** Start **

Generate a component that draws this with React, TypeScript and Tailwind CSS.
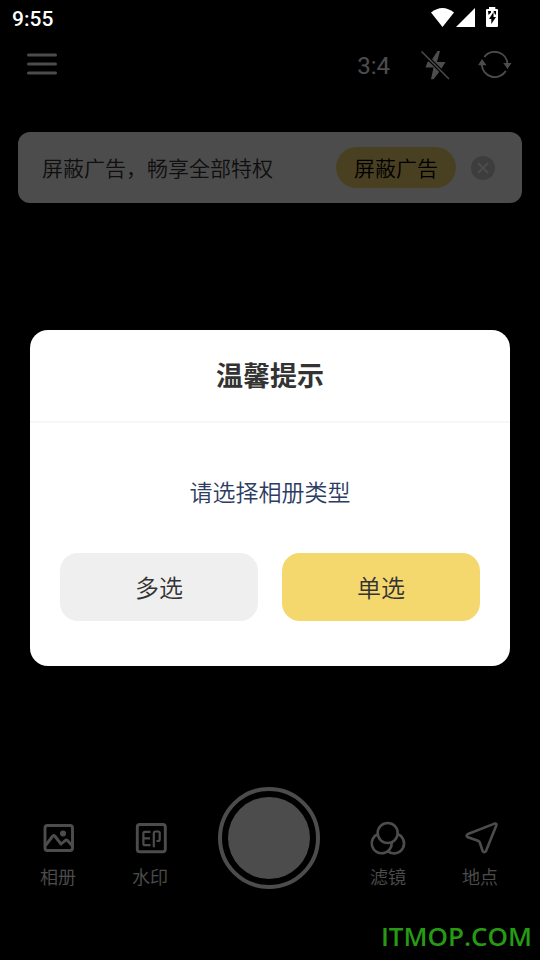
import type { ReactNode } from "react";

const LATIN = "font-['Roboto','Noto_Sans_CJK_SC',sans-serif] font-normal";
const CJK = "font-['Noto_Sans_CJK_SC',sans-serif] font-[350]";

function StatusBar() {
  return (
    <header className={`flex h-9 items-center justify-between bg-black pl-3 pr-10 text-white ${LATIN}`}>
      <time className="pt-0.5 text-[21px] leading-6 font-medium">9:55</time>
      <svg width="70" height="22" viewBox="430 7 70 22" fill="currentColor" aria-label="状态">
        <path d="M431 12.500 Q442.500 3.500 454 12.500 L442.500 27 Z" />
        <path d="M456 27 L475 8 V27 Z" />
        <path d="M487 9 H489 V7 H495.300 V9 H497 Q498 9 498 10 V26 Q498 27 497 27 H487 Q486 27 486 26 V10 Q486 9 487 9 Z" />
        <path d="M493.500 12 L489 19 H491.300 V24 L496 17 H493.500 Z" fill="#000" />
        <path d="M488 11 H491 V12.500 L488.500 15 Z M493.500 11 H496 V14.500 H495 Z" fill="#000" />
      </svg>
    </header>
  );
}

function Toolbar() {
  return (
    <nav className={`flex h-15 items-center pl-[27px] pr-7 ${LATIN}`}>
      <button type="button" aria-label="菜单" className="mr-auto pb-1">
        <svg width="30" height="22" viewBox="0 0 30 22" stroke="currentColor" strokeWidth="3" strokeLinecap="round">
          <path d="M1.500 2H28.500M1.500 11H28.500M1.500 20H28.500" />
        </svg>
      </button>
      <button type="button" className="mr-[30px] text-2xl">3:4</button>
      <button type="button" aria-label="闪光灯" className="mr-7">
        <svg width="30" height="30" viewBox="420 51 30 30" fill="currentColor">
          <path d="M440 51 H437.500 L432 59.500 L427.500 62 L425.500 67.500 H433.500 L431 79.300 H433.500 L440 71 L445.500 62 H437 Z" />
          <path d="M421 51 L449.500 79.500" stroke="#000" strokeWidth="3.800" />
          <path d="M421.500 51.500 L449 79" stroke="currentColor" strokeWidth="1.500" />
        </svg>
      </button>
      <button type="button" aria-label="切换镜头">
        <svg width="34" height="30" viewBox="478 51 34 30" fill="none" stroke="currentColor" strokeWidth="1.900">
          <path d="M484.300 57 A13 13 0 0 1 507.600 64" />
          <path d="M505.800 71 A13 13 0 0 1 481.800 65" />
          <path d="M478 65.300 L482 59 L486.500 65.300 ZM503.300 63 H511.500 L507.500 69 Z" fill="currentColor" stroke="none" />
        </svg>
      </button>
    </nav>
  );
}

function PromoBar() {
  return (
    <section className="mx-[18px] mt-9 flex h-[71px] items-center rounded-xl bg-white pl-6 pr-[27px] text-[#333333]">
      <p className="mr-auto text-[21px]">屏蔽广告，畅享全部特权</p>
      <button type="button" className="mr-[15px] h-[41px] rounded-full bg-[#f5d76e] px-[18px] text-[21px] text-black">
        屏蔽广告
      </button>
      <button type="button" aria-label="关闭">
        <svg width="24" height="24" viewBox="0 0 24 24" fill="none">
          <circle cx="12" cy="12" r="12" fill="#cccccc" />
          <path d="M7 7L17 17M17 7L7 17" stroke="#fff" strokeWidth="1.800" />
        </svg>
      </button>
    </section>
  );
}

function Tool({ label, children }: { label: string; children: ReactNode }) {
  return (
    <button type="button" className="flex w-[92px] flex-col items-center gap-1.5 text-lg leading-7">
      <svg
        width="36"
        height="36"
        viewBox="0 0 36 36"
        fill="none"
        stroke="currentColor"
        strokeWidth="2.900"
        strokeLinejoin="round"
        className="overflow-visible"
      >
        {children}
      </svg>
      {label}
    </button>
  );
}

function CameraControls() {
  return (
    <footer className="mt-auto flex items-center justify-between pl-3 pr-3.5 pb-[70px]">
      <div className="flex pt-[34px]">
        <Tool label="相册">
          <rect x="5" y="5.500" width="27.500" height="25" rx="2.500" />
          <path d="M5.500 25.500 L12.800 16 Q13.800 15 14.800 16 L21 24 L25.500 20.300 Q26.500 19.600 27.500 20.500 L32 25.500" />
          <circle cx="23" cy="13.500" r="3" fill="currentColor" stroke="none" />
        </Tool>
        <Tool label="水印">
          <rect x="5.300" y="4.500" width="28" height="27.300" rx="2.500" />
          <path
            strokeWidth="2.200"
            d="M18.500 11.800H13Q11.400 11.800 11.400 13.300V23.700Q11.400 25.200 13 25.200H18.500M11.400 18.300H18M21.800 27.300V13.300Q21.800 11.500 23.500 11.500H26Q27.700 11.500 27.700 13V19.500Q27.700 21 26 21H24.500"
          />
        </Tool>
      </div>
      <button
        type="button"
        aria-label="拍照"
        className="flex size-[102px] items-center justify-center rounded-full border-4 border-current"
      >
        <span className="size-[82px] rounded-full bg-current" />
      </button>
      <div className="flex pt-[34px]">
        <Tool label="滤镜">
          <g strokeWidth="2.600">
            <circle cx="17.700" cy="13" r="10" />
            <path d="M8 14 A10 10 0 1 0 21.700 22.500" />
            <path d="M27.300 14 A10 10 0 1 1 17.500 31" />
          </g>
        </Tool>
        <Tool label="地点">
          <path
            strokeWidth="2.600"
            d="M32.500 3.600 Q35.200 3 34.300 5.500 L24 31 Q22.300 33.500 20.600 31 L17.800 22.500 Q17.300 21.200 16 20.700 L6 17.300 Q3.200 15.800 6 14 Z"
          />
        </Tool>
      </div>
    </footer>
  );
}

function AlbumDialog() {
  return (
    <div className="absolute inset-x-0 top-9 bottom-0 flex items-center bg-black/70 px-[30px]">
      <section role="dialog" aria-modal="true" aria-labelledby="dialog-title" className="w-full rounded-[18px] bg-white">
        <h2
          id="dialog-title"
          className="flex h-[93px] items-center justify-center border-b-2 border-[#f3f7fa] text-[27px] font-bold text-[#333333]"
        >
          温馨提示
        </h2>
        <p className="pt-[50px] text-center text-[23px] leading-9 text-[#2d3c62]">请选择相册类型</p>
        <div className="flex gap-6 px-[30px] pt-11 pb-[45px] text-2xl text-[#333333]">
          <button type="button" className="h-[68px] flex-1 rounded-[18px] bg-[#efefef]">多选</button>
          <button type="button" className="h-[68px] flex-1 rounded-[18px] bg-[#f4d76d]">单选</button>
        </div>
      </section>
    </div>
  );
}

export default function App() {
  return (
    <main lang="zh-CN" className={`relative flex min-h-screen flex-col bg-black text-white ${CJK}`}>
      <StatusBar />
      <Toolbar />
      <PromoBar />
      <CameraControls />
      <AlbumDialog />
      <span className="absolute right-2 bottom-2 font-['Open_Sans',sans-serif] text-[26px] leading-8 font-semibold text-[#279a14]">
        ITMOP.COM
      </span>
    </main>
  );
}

** End **

Given exercise: Output the data above without changes, apart from leaving out the pictures.

Solved problem:
Generate a component that draws this with React, TypeScript and Tailwind CSS.
import type { ReactNode } from "react";

const LATIN = "font-['Roboto','Noto_Sans_CJK_SC',sans-serif] font-normal";
const CJK = "font-['Noto_Sans_CJK_SC',sans-serif] font-[350]";

function StatusBar() {
  return (
    <header className={`flex h-9 items-center justify-between bg-black pl-3 pr-10 text-white ${LATIN}`}>
      <time className="pt-0.5 text-[21px] leading-6 font-medium">9:55</time>
      <svg width="70" height="22" viewBox="430 7 70 22" fill="currentColor" aria-label="状态">
        <path d="M431 12.500 Q442.500 3.500 454 12.500 L442.500 27 Z" />
        <path d="M456 27 L475 8 V27 Z" />
        <path d="M487 9 H489 V7 H495.300 V9 H497 Q498 9 498 10 V26 Q498 27 497 27 H487 Q486 27 486 26 V10 Q486 9 487 9 Z" />
        <path d="M493.500 12 L489 19 H491.300 V24 L496 17 H493.500 Z" fill="#000" />
        <path d="M488 11 H491 V12.500 L488.500 15 Z M493.500 11 H496 V14.500 H495 Z" fill="#000" />
      </svg>
    </header>
  );
}

function Toolbar() {
  return (
    <nav className={`flex h-15 items-center pl-[27px] pr-7 ${LATIN}`}>
      <button type="button" aria-label="菜单" className="mr-auto pb-1">
        <svg width="30" height="22" viewBox="0 0 30 22" stroke="currentColor" strokeWidth="3" strokeLinecap="round">
          <path d="M1.500 2H28.500M1.500 11H28.500M1.500 20H28.500" />
        </svg>
      </button>
      <button type="button" className="mr-[30px] text-2xl">3:4</button>
      <button type="button" aria-label="闪光灯" className="mr-7">
        <svg width="30" height="30" viewBox="420 51 30 30" fill="currentColor">
          <path d="M440 51 H437.500 L432 59.500 L427.500 62 L425.500 67.500 H433.500 L431 79.300 H433.500 L440 71 L445.500 62 H437 Z" />
          <path d="M421 51 L449.500 79.500" stroke="#000" strokeWidth="3.800" />
          <path d="M421.500 51.500 L449 79" stroke="currentColor" strokeWidth="1.500" />
        </svg>
      </button>
      <button type="button" aria-label="切换镜头">
        <svg width="34" height="30" viewBox="478 51 34 30" fill="none" stroke="currentColor" strokeWidth="1.900">
          <path d="M484.300 57 A13 13 0 0 1 507.600 64" />
          <path d="M505.800 71 A13 13 0 0 1 481.800 65" />
          <path d="M478 65.300 L482 59 L486.500 65.300 ZM503.300 63 H511.500 L507.500 69 Z" fill="currentColor" stroke="none" />
        </svg>
      </button>
    </nav>
  );
}

function PromoBar() {
  return (
    <section className="mx-[18px] mt-9 flex h-[71px] items-center rounded-xl bg-white pl-6 pr-[27px] text-[#333333]">
      <p className="mr-auto text-[21px]">屏蔽广告，畅享全部特权</p>
      <button type="button" className="mr-[15px] h-[41px] rounded-full bg-[#f5d76e] px-[18px] text-[21px] text-black">
        屏蔽广告
      </button>
      <button type="button" aria-label="关闭">
        <svg width="24" height="24" viewBox="0 0 24 24" fill="none">
          <circle cx="12" cy="12" r="12" fill="#cccccc" />
          <path d="M7 7L17 17M17 7L7 17" stroke="#fff" strokeWidth="1.800" />
        </svg>
      </button>
    </section>
  );
}

function Tool({ label, children }: { label: string; children: ReactNode }) {
  return (
    <button type="button" className="flex w-[92px] flex-col items-center gap-1.5 text-lg leading-7">
      <svg
        width="36"
        height="36"
        viewBox="0 0 36 36"
        fill="none"
        stroke="currentColor"
        strokeWidth="2.900"
        strokeLinejoin="round"
        className="overflow-visible"
      >
        {children}
      </svg>
      {label}
    </button>
  );
}

function CameraControls() {
  return (
    <footer className="mt-auto flex items-center justify-between pl-3 pr-3.5 pb-[70px]">
      <div className="flex pt-[34px]">
        <Tool label="相册">
          <rect x="5" y="5.500" width="27.500" height="25" rx="2.500" />
          <path d="M5.500 25.500 L12.800 16 Q13.800 15 14.800 16 L21 24 L25.500 20.300 Q26.500 19.600 27.500 20.500 L32 25.500" />
          <circle cx="23" cy="13.500" r="3" fill="currentColor" stroke="none" />
        </Tool>
        <Tool label="水印">
          <rect x="5.300" y="4.500" width="28" height="27.300" rx="2.500" />
          <path
            strokeWidth="2.200"
            d="M18.500 11.800H13Q11.400 11.800 11.400 13.300V23.700Q11.400 25.200 13 25.200H18.500M11.400 18.300H18M21.800 27.300V13.300Q21.800 11.500 23.500 11.500H26Q27.700 11.500 27.700 13V19.500Q27.700 21 26 21H24.500"
          />
        </Tool>
      </div>
      <button
        type="button"
        aria-label="拍照"
        className="flex size-[102px] items-center justify-center rounded-full border-4 border-current"
      >
        <span className="size-[82px] rounded-full bg-current" />
      </button>
      <div className="flex pt-[34px]">
        <Tool label="滤镜">
          <g strokeWidth="2.600">
            <circle cx="17.700" cy="13" r="10" />
            <path d="M8 14 A10 10 0 1 0 21.700 22.500" />
            <path d="M27.300 14 A10 10 0 1 1 17.500 31" />
          </g>
        </Tool>
        <Tool label="地点">
          <path
            strokeWidth="2.600"
            d="M32.500 3.600 Q35.200 3 34.300 5.500 L24 31 Q22.300 33.500 20.600 31 L17.800 22.500 Q17.300 21.200 16 20.700 L6 17.300 Q3.200 15.800 6 14 Z"
          />
        </Tool>
      </div>
    </footer>
  );
}

function AlbumDialog() {
  return (
    <div className="absolute inset-x-0 top-9 bottom-0 flex items-center bg-black/70 px-[30px]">
      <section role="dialog" aria-modal="true" aria-labelledby="dialog-title" className="w-full rounded-[18px] bg-white">
        <h2
          id="dialog-title"
          className="flex h-[93px] items-center justify-center border-b-2 border-[#f3f7fa] text-[27px] font-bold text-[#333333]"
        >
          温馨提示
        </h2>
        <p className="pt-[50px] text-center text-[23px] leading-9 text-[#2d3c62]">请选择相册类型</p>
        <div className="flex gap-6 px-[30px] pt-11 pb-[45px] text-2xl text-[#333333]">
          <button type="button" className="h-[68px] flex-1 rounded-[18px] bg-[#efefef]">多选</button>
          <button type="button" className="h-[68px] flex-1 rounded-[18px] bg-[#f4d76d]">单选</button>
        </div>
      </section>
    </div>
  );
}

export default function App() {
  return (
    <main lang="zh-CN" className={`relative flex min-h-screen flex-col bg-black text-white ${CJK}`}>
      <StatusBar />
      <Toolbar />
      <PromoBar />
      <CameraControls />
      <AlbumDialog />
      <span className="absolute right-2 bottom-2 font-['Open_Sans',sans-serif] text-[26px] leading-8 font-semibold text-[#279a14]">
        ITMOP.COM
      </span>
    </main>
  );
}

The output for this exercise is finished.